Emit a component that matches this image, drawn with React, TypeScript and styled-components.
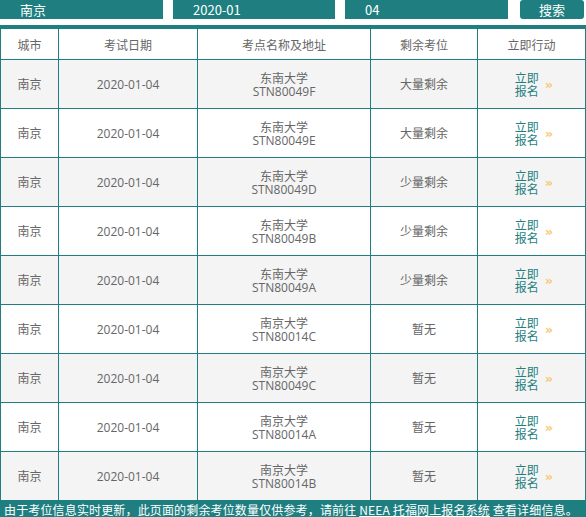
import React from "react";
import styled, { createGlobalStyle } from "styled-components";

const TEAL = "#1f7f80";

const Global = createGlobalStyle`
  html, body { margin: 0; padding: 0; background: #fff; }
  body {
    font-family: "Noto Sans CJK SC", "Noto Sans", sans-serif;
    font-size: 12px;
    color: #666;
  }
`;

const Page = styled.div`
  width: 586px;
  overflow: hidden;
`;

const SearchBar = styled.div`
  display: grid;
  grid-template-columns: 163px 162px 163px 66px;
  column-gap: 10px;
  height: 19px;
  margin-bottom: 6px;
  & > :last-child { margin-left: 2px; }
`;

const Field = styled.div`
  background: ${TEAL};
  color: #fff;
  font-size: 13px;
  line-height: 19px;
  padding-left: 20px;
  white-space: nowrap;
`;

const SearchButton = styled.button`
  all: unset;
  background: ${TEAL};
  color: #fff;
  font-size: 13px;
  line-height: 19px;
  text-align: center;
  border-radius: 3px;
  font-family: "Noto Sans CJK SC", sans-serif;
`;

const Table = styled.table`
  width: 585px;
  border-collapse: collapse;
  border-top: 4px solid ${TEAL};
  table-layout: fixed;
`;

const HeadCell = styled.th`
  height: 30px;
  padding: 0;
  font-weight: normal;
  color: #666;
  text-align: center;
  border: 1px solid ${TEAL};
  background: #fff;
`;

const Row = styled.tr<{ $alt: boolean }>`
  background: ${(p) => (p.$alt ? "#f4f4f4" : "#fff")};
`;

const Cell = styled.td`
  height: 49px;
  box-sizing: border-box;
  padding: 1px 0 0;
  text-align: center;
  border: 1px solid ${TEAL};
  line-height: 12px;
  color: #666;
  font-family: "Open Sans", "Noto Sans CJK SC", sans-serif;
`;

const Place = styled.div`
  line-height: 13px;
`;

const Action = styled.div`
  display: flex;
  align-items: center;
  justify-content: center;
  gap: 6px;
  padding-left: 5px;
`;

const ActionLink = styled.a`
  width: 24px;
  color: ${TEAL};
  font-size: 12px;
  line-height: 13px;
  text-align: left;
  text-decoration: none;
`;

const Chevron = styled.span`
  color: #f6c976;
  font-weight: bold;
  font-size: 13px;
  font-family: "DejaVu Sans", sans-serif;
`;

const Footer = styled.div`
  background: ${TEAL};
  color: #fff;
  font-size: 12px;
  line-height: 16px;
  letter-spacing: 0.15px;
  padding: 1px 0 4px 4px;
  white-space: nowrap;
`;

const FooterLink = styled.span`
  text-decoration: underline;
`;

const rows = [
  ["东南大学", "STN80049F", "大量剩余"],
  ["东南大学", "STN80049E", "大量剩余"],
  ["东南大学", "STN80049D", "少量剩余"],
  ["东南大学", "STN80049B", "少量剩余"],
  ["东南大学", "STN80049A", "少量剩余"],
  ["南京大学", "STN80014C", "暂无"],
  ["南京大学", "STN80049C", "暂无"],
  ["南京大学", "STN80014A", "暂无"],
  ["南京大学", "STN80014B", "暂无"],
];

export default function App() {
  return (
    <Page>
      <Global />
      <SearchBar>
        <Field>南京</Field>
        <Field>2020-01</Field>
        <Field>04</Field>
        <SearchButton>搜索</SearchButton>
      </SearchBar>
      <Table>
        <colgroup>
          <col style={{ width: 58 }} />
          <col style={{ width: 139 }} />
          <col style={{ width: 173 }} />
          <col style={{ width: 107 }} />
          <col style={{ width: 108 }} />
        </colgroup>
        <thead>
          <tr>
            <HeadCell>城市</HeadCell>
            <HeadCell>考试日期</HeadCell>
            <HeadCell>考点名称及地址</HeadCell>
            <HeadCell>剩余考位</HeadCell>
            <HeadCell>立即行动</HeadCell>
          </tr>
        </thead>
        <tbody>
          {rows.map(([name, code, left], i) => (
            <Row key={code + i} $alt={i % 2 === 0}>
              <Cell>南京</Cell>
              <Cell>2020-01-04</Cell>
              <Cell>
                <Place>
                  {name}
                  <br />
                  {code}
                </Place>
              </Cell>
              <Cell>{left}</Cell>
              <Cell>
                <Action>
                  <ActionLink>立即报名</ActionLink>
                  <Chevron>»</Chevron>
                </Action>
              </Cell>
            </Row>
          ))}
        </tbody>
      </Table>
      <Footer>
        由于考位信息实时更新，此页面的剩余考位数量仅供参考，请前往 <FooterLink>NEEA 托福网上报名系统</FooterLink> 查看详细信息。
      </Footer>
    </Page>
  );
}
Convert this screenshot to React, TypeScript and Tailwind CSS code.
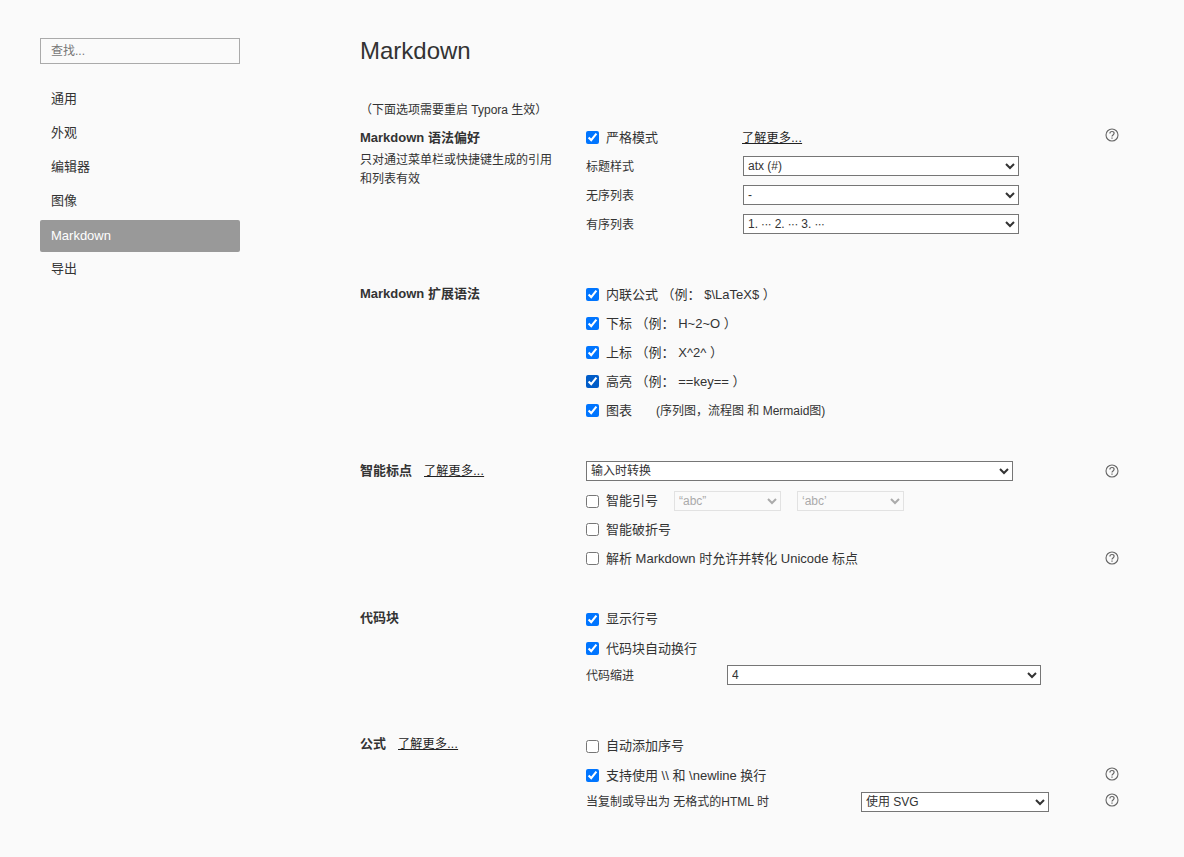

> WRITTEN REQUEST: Output every entry word for word, but omit the pictures.

> ANSWER BELOW:
Emit a component that matches this image, drawn with React, TypeScript and styled-components.
import React from "react";
import styled, { createGlobalStyle } from "styled-components";

const TEAL = "#1f7f80";

const Global = createGlobalStyle`
  html, body { margin: 0; padding: 0; background: #fff; }
  body {
    font-family: "Noto Sans CJK SC", "Noto Sans", sans-serif;
    font-size: 12px;
    color: #666;
  }
`;

const Page = styled.div`
  width: 586px;
  overflow: hidden;
`;

const SearchBar = styled.div`
  display: grid;
  grid-template-columns: 163px 162px 163px 66px;
  column-gap: 10px;
  height: 19px;
  margin-bottom: 6px;
  & > :last-child { margin-left: 2px; }
`;

const Field = styled.div`
  background: ${TEAL};
  color: #fff;
  font-size: 13px;
  line-height: 19px;
  padding-left: 20px;
  white-space: nowrap;
`;

const SearchButton = styled.button`
  all: unset;
  background: ${TEAL};
  color: #fff;
  font-size: 13px;
  line-height: 19px;
  text-align: center;
  border-radius: 3px;
  font-family: "Noto Sans CJK SC", sans-serif;
`;

const Table = styled.table`
  width: 585px;
  border-collapse: collapse;
  border-top: 4px solid ${TEAL};
  table-layout: fixed;
`;

const HeadCell = styled.th`
  height: 30px;
  padding: 0;
  font-weight: normal;
  color: #666;
  text-align: center;
  border: 1px solid ${TEAL};
  background: #fff;
`;

const Row = styled.tr<{ $alt: boolean }>`
  background: ${(p) => (p.$alt ? "#f4f4f4" : "#fff")};
`;

const Cell = styled.td`
  height: 49px;
  box-sizing: border-box;
  padding: 1px 0 0;
  text-align: center;
  border: 1px solid ${TEAL};
  line-height: 12px;
  color: #666;
  font-family: "Open Sans", "Noto Sans CJK SC", sans-serif;
`;

const Place = styled.div`
  line-height: 13px;
`;

const Action = styled.div`
  display: flex;
  align-items: center;
  justify-content: center;
  gap: 6px;
  padding-left: 5px;
`;

const ActionLink = styled.a`
  width: 24px;
  color: ${TEAL};
  font-size: 12px;
  line-height: 13px;
  text-align: left;
  text-decoration: none;
`;

const Chevron = styled.span`
  color: #f6c976;
  font-weight: bold;
  font-size: 13px;
  font-family: "DejaVu Sans", sans-serif;
`;

const Footer = styled.div`
  background: ${TEAL};
  color: #fff;
  font-size: 12px;
  line-height: 16px;
  letter-spacing: 0.15px;
  padding: 1px 0 4px 4px;
  white-space: nowrap;
`;

const FooterLink = styled.span`
  text-decoration: underline;
`;

const rows = [
  ["东南大学", "STN80049F", "大量剩余"],
  ["东南大学", "STN80049E", "大量剩余"],
  ["东南大学", "STN80049D", "少量剩余"],
  ["东南大学", "STN80049B", "少量剩余"],
  ["东南大学", "STN80049A", "少量剩余"],
  ["南京大学", "STN80014C", "暂无"],
  ["南京大学", "STN80049C", "暂无"],
  ["南京大学", "STN80014A", "暂无"],
  ["南京大学", "STN80014B", "暂无"],
];

export default function App() {
  return (
    <Page>
      <Global />
      <SearchBar>
        <Field>南京</Field>
        <Field>2020-01</Field>
        <Field>04</Field>
        <SearchButton>搜索</SearchButton>
      </SearchBar>
      <Table>
        <colgroup>
          <col style={{ width: 58 }} />
          <col style={{ width: 139 }} />
          <col style={{ width: 173 }} />
          <col style={{ width: 107 }} />
          <col style={{ width: 108 }} />
        </colgroup>
        <thead>
          <tr>
            <HeadCell>城市</HeadCell>
            <HeadCell>考试日期</HeadCell>
            <HeadCell>考点名称及地址</HeadCell>
            <HeadCell>剩余考位</HeadCell>
            <HeadCell>立即行动</HeadCell>
          </tr>
        </thead>
        <tbody>
          {rows.map(([name, code, left], i) => (
            <Row key={code + i} $alt={i % 2 === 0}>
              <Cell>南京</Cell>
              <Cell>2020-01-04</Cell>
              <Cell>
                <Place>
                  {name}
                  <br />
                  {code}
                </Place>
              </Cell>
              <Cell>{left}</Cell>
              <Cell>
                <Action>
                  <ActionLink>立即报名</ActionLink>
                  <Chevron>»</Chevron>
                </Action>
              </Cell>
            </Row>
          ))}
        </tbody>
      </Table>
      <Footer>
        由于考位信息实时更新，此页面的剩余考位数量仅供参考，请前往 <FooterLink>NEEA 托福网上报名系统</FooterLink> 查看详细信息。
      </Footer>
    </Page>
  );
}
Convert this screenshot to React, TypeScript and Tailwind CSS code.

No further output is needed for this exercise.